For the copy, please give all of the data again exactly and leave the pictures out.

DATASET CONTENT start

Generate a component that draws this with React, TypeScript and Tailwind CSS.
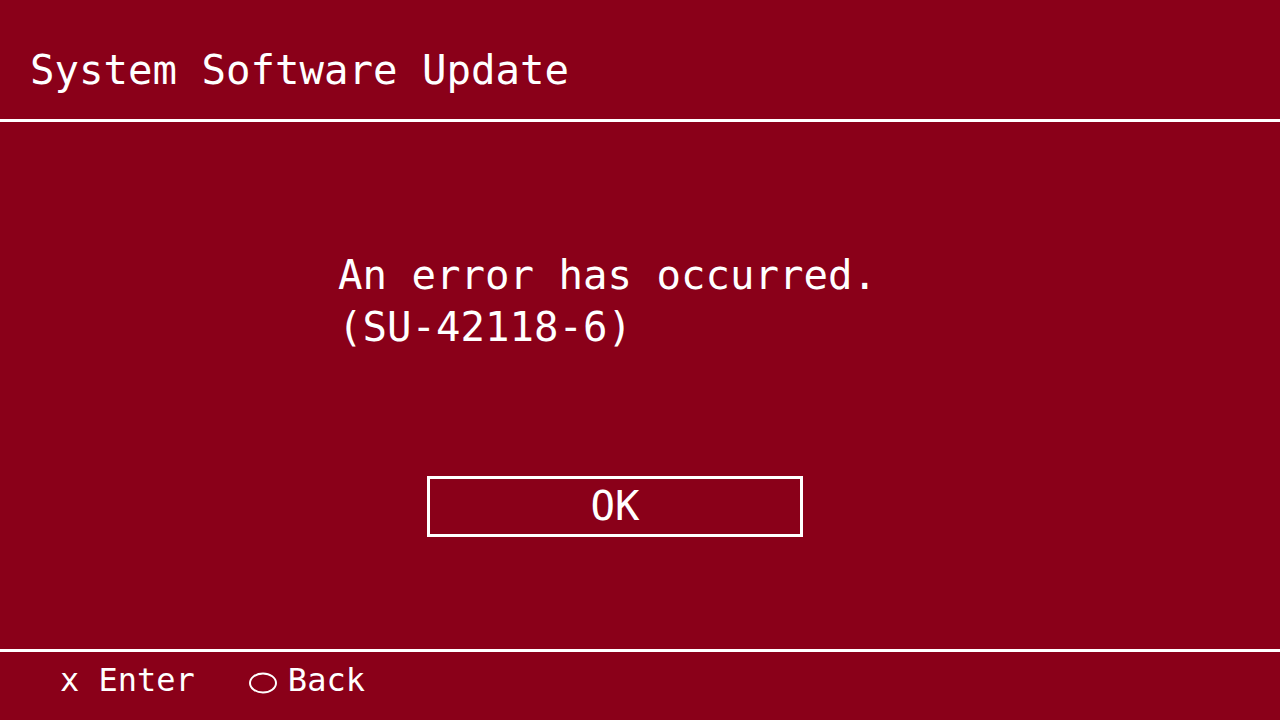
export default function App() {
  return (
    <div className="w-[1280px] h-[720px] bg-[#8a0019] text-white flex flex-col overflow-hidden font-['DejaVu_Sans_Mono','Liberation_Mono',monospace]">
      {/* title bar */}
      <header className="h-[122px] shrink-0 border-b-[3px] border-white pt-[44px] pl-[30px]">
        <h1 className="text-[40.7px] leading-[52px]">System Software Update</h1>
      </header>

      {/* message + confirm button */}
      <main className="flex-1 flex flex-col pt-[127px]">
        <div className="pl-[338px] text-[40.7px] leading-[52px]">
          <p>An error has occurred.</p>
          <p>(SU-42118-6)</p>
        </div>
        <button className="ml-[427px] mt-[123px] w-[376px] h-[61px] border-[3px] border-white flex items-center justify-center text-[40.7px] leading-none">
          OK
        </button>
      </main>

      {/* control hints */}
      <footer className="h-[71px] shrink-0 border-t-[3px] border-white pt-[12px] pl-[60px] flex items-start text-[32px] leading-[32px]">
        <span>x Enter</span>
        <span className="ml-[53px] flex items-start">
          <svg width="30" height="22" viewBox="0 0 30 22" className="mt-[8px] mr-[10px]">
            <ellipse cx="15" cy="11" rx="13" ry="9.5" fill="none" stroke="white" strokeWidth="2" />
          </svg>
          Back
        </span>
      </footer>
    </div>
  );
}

DATASET CONTENT end

SOLUTION TO THIS TASK ▸
Generate a component that draws this with React, TypeScript and Tailwind CSS.
export default function App() {
  return (
    <div className="w-[1280px] h-[720px] bg-[#8a0019] text-white flex flex-col overflow-hidden font-['DejaVu_Sans_Mono','Liberation_Mono',monospace]">
      {/* title bar */}
      <header className="h-[122px] shrink-0 border-b-[3px] border-white pt-[44px] pl-[30px]">
        <h1 className="text-[40.7px] leading-[52px]">System Software Update</h1>
      </header>

      {/* message + confirm button */}
      <main className="flex-1 flex flex-col pt-[127px]">
        <div className="pl-[338px] text-[40.7px] leading-[52px]">
          <p>An error has occurred.</p>
          <p>(SU-42118-6)</p>
        </div>
        <button className="ml-[427px] mt-[123px] w-[376px] h-[61px] border-[3px] border-white flex items-center justify-center text-[40.7px] leading-none">
          OK
        </button>
      </main>

      {/* control hints */}
      <footer className="h-[71px] shrink-0 border-t-[3px] border-white pt-[12px] pl-[60px] flex items-start text-[32px] leading-[32px]">
        <span>x Enter</span>
        <span className="ml-[53px] flex items-start">
          <svg width="30" height="22" viewBox="0 0 30 22" className="mt-[8px] mr-[10px]">
            <ellipse cx="15" cy="11" rx="13" ry="9.5" fill="none" stroke="white" strokeWidth="2" />
          </svg>
          Back
        </span>
      </footer>
    </div>
  );
}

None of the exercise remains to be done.